Exercise details:
Give every line again exactly as it appears, please, but not the pictures.

═══ Data extract ═══

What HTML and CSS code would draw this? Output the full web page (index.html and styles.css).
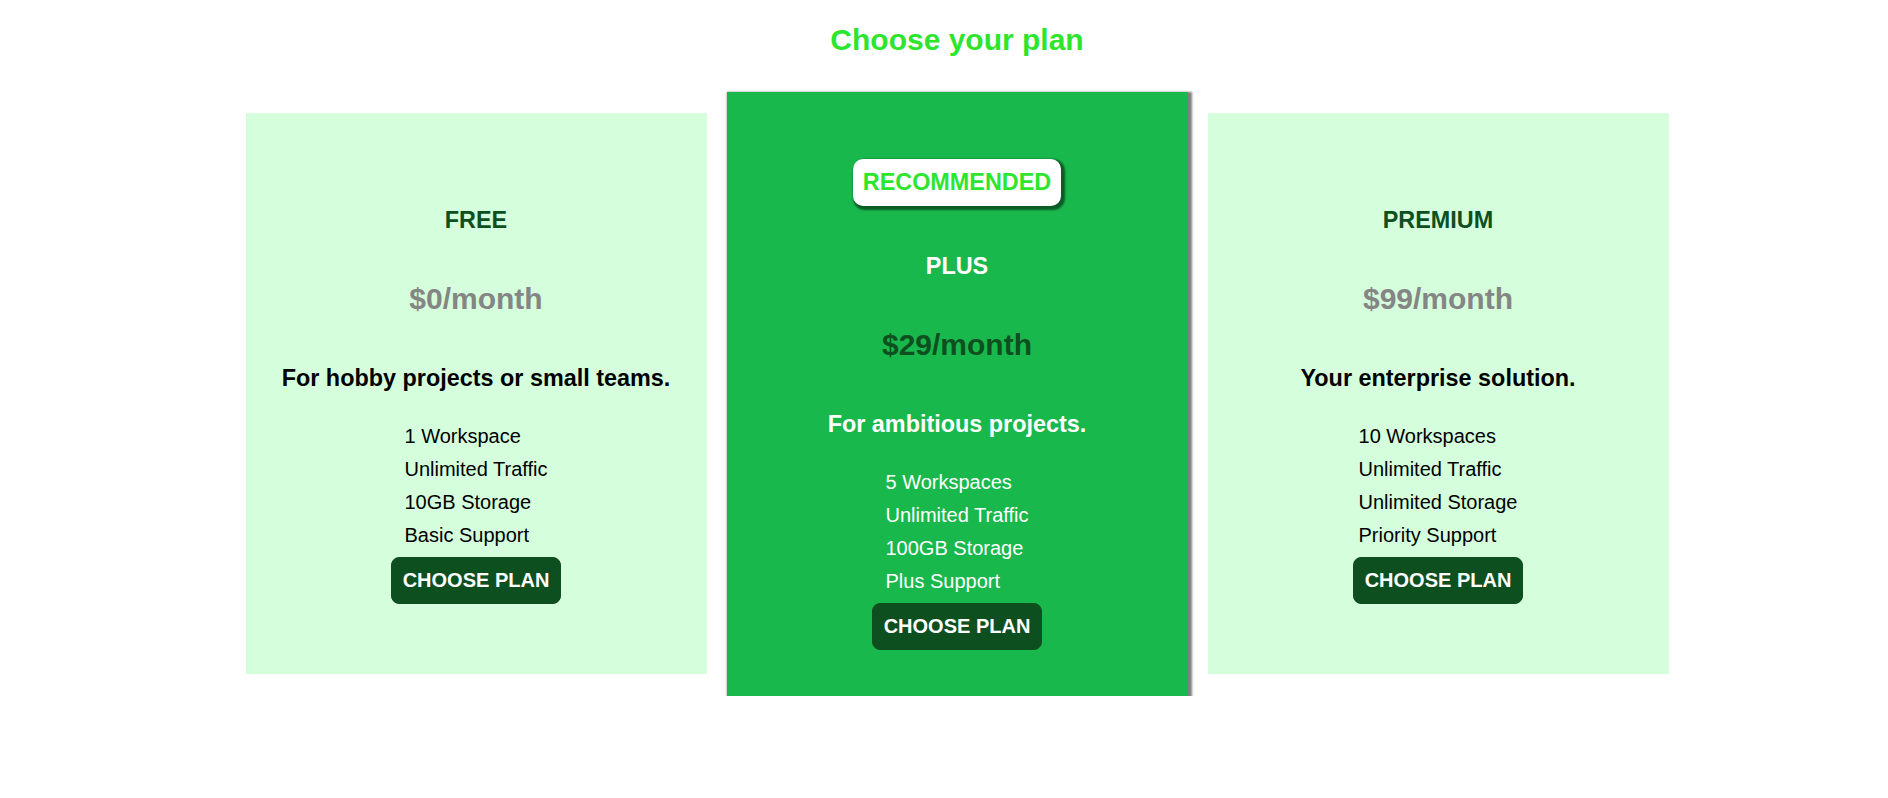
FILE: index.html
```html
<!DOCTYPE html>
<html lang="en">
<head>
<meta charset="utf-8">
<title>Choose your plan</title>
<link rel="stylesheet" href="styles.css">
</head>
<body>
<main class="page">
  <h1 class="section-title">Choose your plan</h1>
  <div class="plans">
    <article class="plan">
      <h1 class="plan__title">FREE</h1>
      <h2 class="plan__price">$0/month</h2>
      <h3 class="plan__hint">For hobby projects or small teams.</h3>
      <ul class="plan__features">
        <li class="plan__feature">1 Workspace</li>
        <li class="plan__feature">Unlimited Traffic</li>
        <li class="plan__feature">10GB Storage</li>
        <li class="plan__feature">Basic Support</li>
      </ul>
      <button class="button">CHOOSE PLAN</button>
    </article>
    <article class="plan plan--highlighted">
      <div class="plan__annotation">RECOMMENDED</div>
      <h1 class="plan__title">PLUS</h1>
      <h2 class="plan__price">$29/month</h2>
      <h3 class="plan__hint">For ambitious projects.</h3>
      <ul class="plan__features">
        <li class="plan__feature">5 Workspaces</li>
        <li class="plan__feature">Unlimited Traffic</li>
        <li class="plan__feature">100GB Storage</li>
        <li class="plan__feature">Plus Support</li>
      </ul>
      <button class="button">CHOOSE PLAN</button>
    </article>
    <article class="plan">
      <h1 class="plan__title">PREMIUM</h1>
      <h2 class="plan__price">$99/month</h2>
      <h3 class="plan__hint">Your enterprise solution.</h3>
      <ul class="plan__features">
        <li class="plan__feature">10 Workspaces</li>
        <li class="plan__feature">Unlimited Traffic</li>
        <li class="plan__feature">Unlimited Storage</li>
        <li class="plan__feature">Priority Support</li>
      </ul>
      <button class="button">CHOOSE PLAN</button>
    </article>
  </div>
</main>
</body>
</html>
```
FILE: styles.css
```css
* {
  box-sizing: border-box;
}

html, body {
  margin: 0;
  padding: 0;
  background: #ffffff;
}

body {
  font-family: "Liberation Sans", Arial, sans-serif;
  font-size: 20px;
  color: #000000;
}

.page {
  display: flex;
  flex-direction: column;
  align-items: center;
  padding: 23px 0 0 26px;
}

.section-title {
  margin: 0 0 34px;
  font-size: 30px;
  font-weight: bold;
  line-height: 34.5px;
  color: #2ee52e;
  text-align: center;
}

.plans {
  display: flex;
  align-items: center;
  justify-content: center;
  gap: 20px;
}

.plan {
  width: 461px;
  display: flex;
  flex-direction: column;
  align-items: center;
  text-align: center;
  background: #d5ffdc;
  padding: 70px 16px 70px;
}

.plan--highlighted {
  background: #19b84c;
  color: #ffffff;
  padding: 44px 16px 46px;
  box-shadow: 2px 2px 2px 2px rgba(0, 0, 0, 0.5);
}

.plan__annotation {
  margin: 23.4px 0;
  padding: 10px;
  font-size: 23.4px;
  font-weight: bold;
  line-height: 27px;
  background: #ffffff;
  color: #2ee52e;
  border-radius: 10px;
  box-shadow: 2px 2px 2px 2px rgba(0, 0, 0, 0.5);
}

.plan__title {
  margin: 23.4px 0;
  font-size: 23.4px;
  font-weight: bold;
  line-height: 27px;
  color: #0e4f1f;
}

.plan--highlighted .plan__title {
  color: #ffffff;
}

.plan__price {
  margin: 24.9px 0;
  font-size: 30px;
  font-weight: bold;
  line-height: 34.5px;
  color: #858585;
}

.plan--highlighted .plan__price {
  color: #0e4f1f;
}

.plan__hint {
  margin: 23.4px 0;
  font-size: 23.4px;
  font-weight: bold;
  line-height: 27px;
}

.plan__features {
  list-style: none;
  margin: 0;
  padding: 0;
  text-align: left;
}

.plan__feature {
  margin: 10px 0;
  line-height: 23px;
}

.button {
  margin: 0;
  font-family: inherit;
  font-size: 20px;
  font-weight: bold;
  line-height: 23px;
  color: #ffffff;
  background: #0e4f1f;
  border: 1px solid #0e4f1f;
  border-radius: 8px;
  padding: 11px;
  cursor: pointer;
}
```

═══

Full answer:
What HTML and CSS code would draw this? Output the full web page (index.html and styles.css).
FILE: index.html
```html
<!DOCTYPE html>
<html lang="en">
<head>
<meta charset="utf-8">
<title>Choose your plan</title>
<link rel="stylesheet" href="styles.css">
</head>
<body>
<main class="page">
  <h1 class="section-title">Choose your plan</h1>
  <div class="plans">
    <article class="plan">
      <h1 class="plan__title">FREE</h1>
      <h2 class="plan__price">$0/month</h2>
      <h3 class="plan__hint">For hobby projects or small teams.</h3>
      <ul class="plan__features">
        <li class="plan__feature">1 Workspace</li>
        <li class="plan__feature">Unlimited Traffic</li>
        <li class="plan__feature">10GB Storage</li>
        <li class="plan__feature">Basic Support</li>
      </ul>
      <button class="button">CHOOSE PLAN</button>
    </article>
    <article class="plan plan--highlighted">
      <div class="plan__annotation">RECOMMENDED</div>
      <h1 class="plan__title">PLUS</h1>
      <h2 class="plan__price">$29/month</h2>
      <h3 class="plan__hint">For ambitious projects.</h3>
      <ul class="plan__features">
        <li class="plan__feature">5 Workspaces</li>
        <li class="plan__feature">Unlimited Traffic</li>
        <li class="plan__feature">100GB Storage</li>
        <li class="plan__feature">Plus Support</li>
      </ul>
      <button class="button">CHOOSE PLAN</button>
    </article>
    <article class="plan">
      <h1 class="plan__title">PREMIUM</h1>
      <h2 class="plan__price">$99/month</h2>
      <h3 class="plan__hint">Your enterprise solution.</h3>
      <ul class="plan__features">
        <li class="plan__feature">10 Workspaces</li>
        <li class="plan__feature">Unlimited Traffic</li>
        <li class="plan__feature">Unlimited Storage</li>
        <li class="plan__feature">Priority Support</li>
      </ul>
      <button class="button">CHOOSE PLAN</button>
    </article>
  </div>
</main>
</body>
</html>
```
FILE: styles.css
```css
* {
  box-sizing: border-box;
}

html, body {
  margin: 0;
  padding: 0;
  background: #ffffff;
}

body {
  font-family: "Liberation Sans", Arial, sans-serif;
  font-size: 20px;
  color: #000000;
}

.page {
  display: flex;
  flex-direction: column;
  align-items: center;
  padding: 23px 0 0 26px;
}

.section-title {
  margin: 0 0 34px;
  font-size: 30px;
  font-weight: bold;
  line-height: 34.5px;
  color: #2ee52e;
  text-align: center;
}

.plans {
  display: flex;
  align-items: center;
  justify-content: center;
  gap: 20px;
}

.plan {
  width: 461px;
  display: flex;
  flex-direction: column;
  align-items: center;
  text-align: center;
  background: #d5ffdc;
  padding: 70px 16px 70px;
}

.plan--highlighted {
  background: #19b84c;
  color: #ffffff;
  padding: 44px 16px 46px;
  box-shadow: 2px 2px 2px 2px rgba(0, 0, 0, 0.5);
}

.plan__annotation {
  margin: 23.4px 0;
  padding: 10px;
  font-size: 23.4px;
  font-weight: bold;
  line-height: 27px;
  background: #ffffff;
  color: #2ee52e;
  border-radius: 10px;
  box-shadow: 2px 2px 2px 2px rgba(0, 0, 0, 0.5);
}

.plan__title {
  margin: 23.4px 0;
  font-size: 23.4px;
  font-weight: bold;
  line-height: 27px;
  color: #0e4f1f;
}

.plan--highlighted .plan__title {
  color: #ffffff;
}

.plan__price {
  margin: 24.9px 0;
  font-size: 30px;
  font-weight: bold;
  line-height: 34.5px;
  color: #858585;
}

.plan--highlighted .plan__price {
  color: #0e4f1f;
}

.plan__hint {
  margin: 23.4px 0;
  font-size: 23.4px;
  font-weight: bold;
  line-height: 27px;
}

.plan__features {
  list-style: none;
  margin: 0;
  padding: 0;
  text-align: left;
}

.plan__feature {
  margin: 10px 0;
  line-height: 23px;
}

.button {
  margin: 0;
  font-family: inherit;
  font-size: 20px;
  font-weight: bold;
  line-height: 23px;
  color: #ffffff;
  background: #0e4f1f;
  border: 1px solid #0e4f1f;
  border-radius: 8px;
  padding: 11px;
  cursor: pointer;
}
```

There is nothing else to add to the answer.